You can now check your slurm installation is runnning and your cluster is Setup with the following commands:

$ systemctl status slurmctld # returns status of slurm service
$ sinfo     # returns cluster information

Once you have your worker nodes Setup, you can also check the cluster is correctly Setup by running:

$ srun hostname

Where <NUMBER-OF-NODES> is the number of worker nodes that are currently Setup. If you followed all of the steps correctly, this should return the name of all of your nodes.

Worker nodes

We follow a similar procedure to the controller node for each worker node. Be sure to copy the text from your created slurm.conf to each worker node's /etc/slurm/slurm.conf. We found the best way to do this was to copy our created slurm.conf file to a thumbdrive, then use the following command on each worker node to create the slurm.conf file and then copy the text from our thumbdrive slurm.conf and save.

$ sudo nano /etc/slurm/slurm.conf

Now, we start the slurm worker node service and configure it to start at startup.

$ systemctl enable slurmd
$ systemctl restart slurmd

Then, we can verify slurm is Setup correctly and running like so:

$ systemctl status slurmd

As long as you got no errors, your slurm worker node should now be setup.
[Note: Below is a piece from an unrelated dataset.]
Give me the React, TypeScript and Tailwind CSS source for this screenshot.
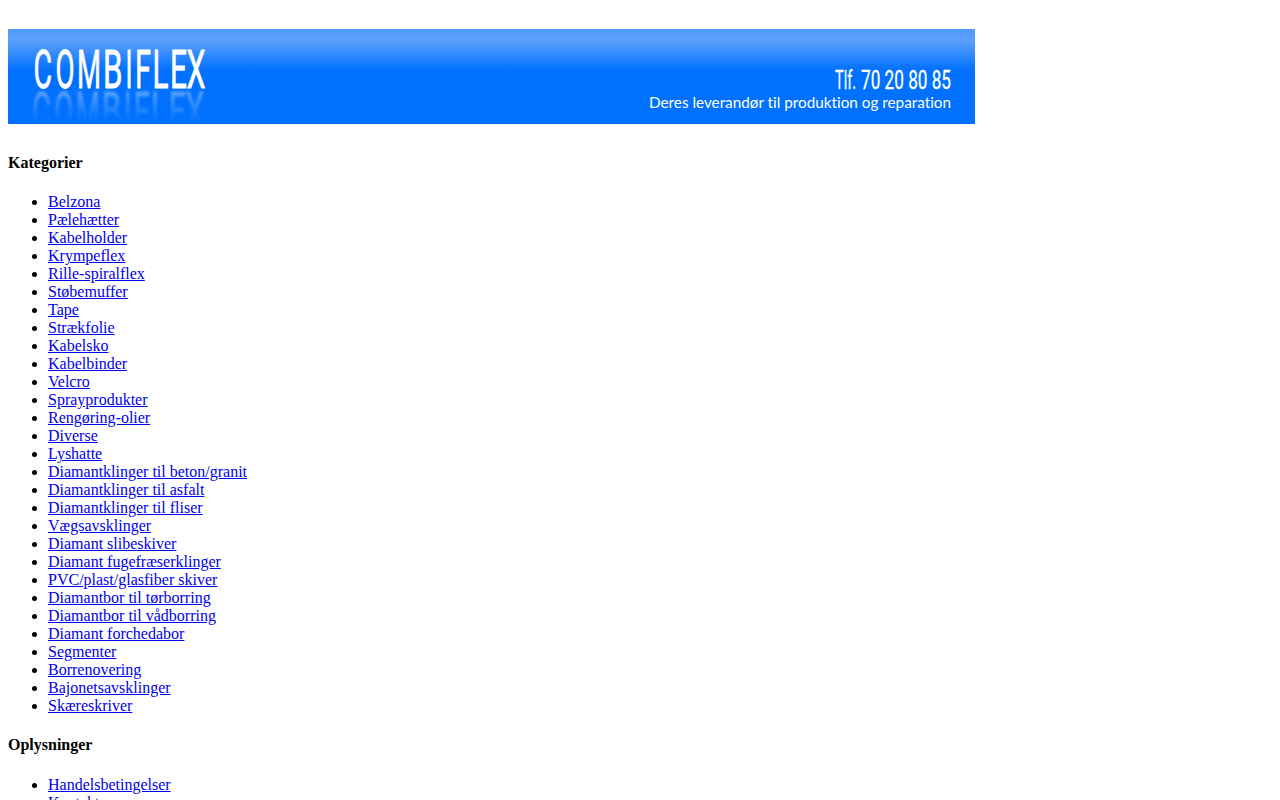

You can check that it is running correctly by using the sinfo or srun commands on your controller node.

$ srun hostname

You can investigate errors in more detail by looking in the slurm log file:

$ sudo nano /var/log/slurm.slurmd.log

Other Resources

These are some resources we found helpful along the way.

FAQ

What is Slurm?

Slurm is a cluster managament and job scheduling system for Linux clusters. It has very extensive documentation that can be found here.

Why did we write this?

We are a group of students from the University of Iowa Quant Finance Club who struggled for weeks with setting up a Slurm cluster. We made every mistake in the book and looked everywhere for guides on how to setup clusters, but the guides we found were either going above our heads or missing critical information. So, we decided to document our process and put it on the web and, hopefully, it'll be able to help other students/practitioners Setup HPC clusters.